Title Insurance Requirement Included in GSE Reform Bill
December 31, 2013
A bipartisan bill introduced today (June 25) would wind down Fannie Mae and Freddie Mac over five years and replace the Federal Housing Finance Agency with a new government agency, the Federal Mortgage Insurance Corporation (FMIC).
The legislation was authored by Sens. Bob Corker (TN) and Mark Warner (VA) and co-sponsored by Mike Johanns (R-NE), Jon Tester (D-MT), Dean Heller (R-NV), Heidi Heitkamp (D-ND), Jerry Moran (R-KS) and Kay Hagan (D-NC).
Under the proposed legislation, the FMIC would issue bond insurance on some well-capitalized institutions’ mortgage bonds. The mortgages in these bonds would have to meet specific standards—similar to the GSEs’ seller servicing guides—set by the FMIC. Issuers would pay for the insurance through a fee that would be held in reserve and only used once a large amount of private capital is exhausted in future downturns.
Of significance to the title insurance industry, the bill includes a list of requirements for eligible mortgages. Included in the requirements is a section that says an eligible mortgage must be “insured by an approved State licensed title insurance company.”

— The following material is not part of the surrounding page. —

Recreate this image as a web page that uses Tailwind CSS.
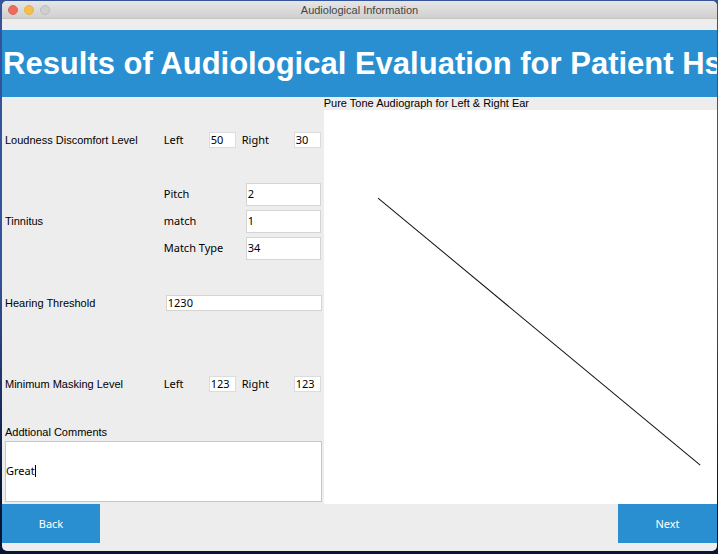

“We are grateful to Senators Corker and Warner for their recognition of the value of title insurance in their GSE reform bill introduced today,” said Michelle Korsmo, ALTA’s chief executive officer. “Ensuring that mortgages are insured by a licensed title insurance company is an important risk management standard. We look forward to more thoughtful conversations with members of Congress as they address reforming Fannie Mae and Freddie Mac.”
Also, an eligible mortgage would require a downpayment of at least 5 percent of purchase price of the property securing the mortgage.
Additionally, the bill would allow first-lien holders on a single-family mortgage to prevent a borrower from taking out a second lien. The legislation says if a borrower enters into a credit transaction that increases the combined loan-to-value ratio of the mortgage to 80 percent or more, the second-lien lender must obtain the approval of the first-lien holder.
The bill also calls for the creation of a new data base that identifies and tracks second liens or any other subordinated liens issued on a mortgaged residential property. The data base would notify the senior-lien holder of the existence of a second lien and track the performance of junior liens.